The Edward Heath Charitable Foundation, set up in 2005 after the former leader's death, put out a statement describing the report as "profoundly unsatisfactory" as it neither proved or disproved the sex abuse allegations.
"All those who knew Sir Edward Heath or worked with him are, without exception, convinced that the allegations of child abuse will all be found to be groundless. Everything that is known of his character, his habits, his intelligence and his principles supports this view," said the statement, attributed to the foundation's chair Lord Hunt, and Lord Armstrong of Ilminster, who served as a Cabinet Secretary to Heath.

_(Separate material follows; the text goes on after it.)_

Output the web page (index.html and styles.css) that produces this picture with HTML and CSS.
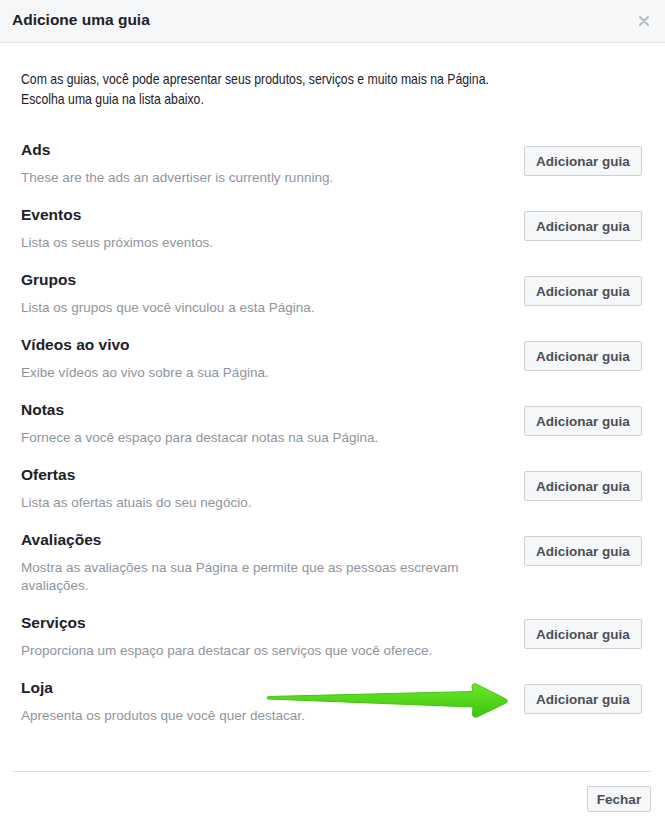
FILE: index.html
```html
<!DOCTYPE html>
<html lang="pt">
<head>
<meta charset="utf-8">
<title>Adicione uma guia</title>
<link rel="stylesheet" href="styles.css">
</head>
<body>
<div class="dialog">
  <div class="header">
    <span class="title">Adicione uma guia</span>
    <svg class="close" width="10" height="10" viewBox="0 0 10 10"><path d="M1 1L9 9M9 1L1 9" stroke="#b4b7bd" stroke-width="1.8" stroke-linecap="round"/></svg>
  </div>
  <div class="body">
    <p class="intro">Com as guias, você pode apresentar seus produtos, serviços e muito mais na Página.<br>Escolha uma guia na lista abaixo.</p>
    <div class="list">
      <div class="row"><div class="text"><div class="name">Ads</div><div class="desc">These are the ads an advertiser is currently running.</div></div><button class="btn">Adicionar guia</button></div>
      <div class="row"><div class="text"><div class="name">Eventos</div><div class="desc">Lista os seus próximos eventos.</div></div><button class="btn">Adicionar guia</button></div>
      <div class="row"><div class="text"><div class="name">Grupos</div><div class="desc">Lista os grupos que você vinculou a esta Página.</div></div><button class="btn">Adicionar guia</button></div>
      <div class="row"><div class="text"><div class="name">Vídeos ao vivo</div><div class="desc">Exibe vídeos ao vivo sobre a sua Página.</div></div><button class="btn">Adicionar guia</button></div>
      <div class="row"><div class="text"><div class="name">Notas</div><div class="desc">Fornece a você espaço para destacar notas na sua Página.</div></div><button class="btn">Adicionar guia</button></div>
      <div class="row"><div class="text"><div class="name">Ofertas</div><div class="desc">Lista as ofertas atuais do seu negócio.</div></div><button class="btn">Adicionar guia</button></div>
      <div class="row"><div class="text"><div class="name">Avaliações</div><div class="desc">Mostra as avaliações na sua Página e permite que as pessoas escrevam avaliações.</div></div><button class="btn">Adicionar guia</button></div>
      <div class="row"><div class="text"><div class="name">Serviços</div><div class="desc">Proporciona um espaço para destacar os serviços que você oferece.</div></div><button class="btn">Adicionar guia</button></div>
      <div class="row"><div class="text"><div class="name">Loja</div><div class="desc">Apresenta os produtos que você quer destacar.</div></div><button class="btn">Adicionar guia</button></div>
    </div>
  </div>
  <div class="footer">
    <button class="btn btn-small">Fechar</button>
  </div>
  <svg class="arrow" width="665" height="825" viewBox="0 0 665 825">
    <defs>
      <linearGradient id="g" x1="0" y1="0" x2="0" y2="1">
        <stop offset="0" stop-color="#6ae82a"/>
        <stop offset="1" stop-color="#3cc40e"/>
      </linearGradient>
    </defs>
    <path d="M268 696.5 L473 691.5 L472 687 Q472 683 476 684 L506 699 Q509 701 506 703 L477 717 Q472 718 472.5 713 L473 707 L268 699 Q266 697.8 268 696.5 Z" fill="url(#g)" stroke="#44c414" stroke-width="1" stroke-linejoin="round"/>
  </svg>
</div>
</body>
</html>
```

FILE: styles.css
```css
* { box-sizing: border-box; }
html, body { margin: 0; padding: 0; background: #fff; }
body { font-family: "Liberation Sans", Arial, Helvetica, sans-serif; color: #1d2129; }
.dialog { position: relative; width: 665px; height: 825px; background: #fff; }
.header {
  height: 43px;
  background: #f6f7f9;
  border-bottom: 1px solid #e2e3e6;
  display: flex;
  align-items: center;
  justify-content: space-between;
  padding: 0 16px 0 12px;
}
.title { font-size: 15.5px; font-weight: bold; color: #1d2129; line-height: 20px; margin-top: -3px; }
.close { display: block; margin-top: -1px; }
.body { padding: 26px 23px 0 21px; }
.intro {
  margin: 0 0 22px;
  font-family: "Liberation Sans Narrow", "Liberation Sans", Arial, sans-serif;
  font-size: 15px;
  line-height: 20px;
  color: #1d2129;
  white-space: nowrap;
  transform: scaleX(0.818);
  transform-origin: left center;
}
.list { display: flex; flex-direction: column; }
.row { display: flex; align-items: flex-start; padding: 9px 0; }
.text { flex: 1; margin-right: 22px; }
.name { font-size: 15.5px; font-weight: bold; line-height: 20px; color: #1d2129; }
.desc { margin-top: 9px; font-size: 13.5px; line-height: 18px; color: #90949c; }
.btn {
  margin-top: 6px;
  width: 118px;
  height: 30px;
  padding: 0;
  background: #f6f7f9;
  border: 1px solid #ced0d4;
  border-radius: 2px;
  font-family: "Liberation Sans", Arial, Helvetica, sans-serif;
  font-size: 13.5px;
  font-weight: bold;
  color: #4b4f56;
  flex-shrink: 0;
}
.footer {
  margin: 37px 14px 0 12px;
  border-top: 1px solid #dddfe2;
  padding-top: 14px;
  display: flex;
  justify-content: flex-end;
}
.btn-small { margin-top: 0; width: 64px; height: 26px; }
.arrow { position: absolute; left: 0; top: 0; pointer-events: none; }
```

Heath led a Conservative government in the UK from 1970 to 1974 and served in Parliament until 2001. He died in 2005 at age 89 and has become the most senior figure to be investigated for child sex abuse allegations dating back decades.
Britain has been rocked in recent years by a series of revelations involving the sexual abuse of children by public figures -- including UK entertainer Jimmy Savile
-- and allegations that the British establishment may have sought to cover up
historic abuse claims involving some former senior politicians.
Entertainers Rolf Harris
and Gary Glitter
were convicted of sexual offenses dating back as much as four decades.
Chief Constable Veale described the report's publication as a "watershed moment" for victims who have complained of cover-ups of child sex abuse committed by state figures.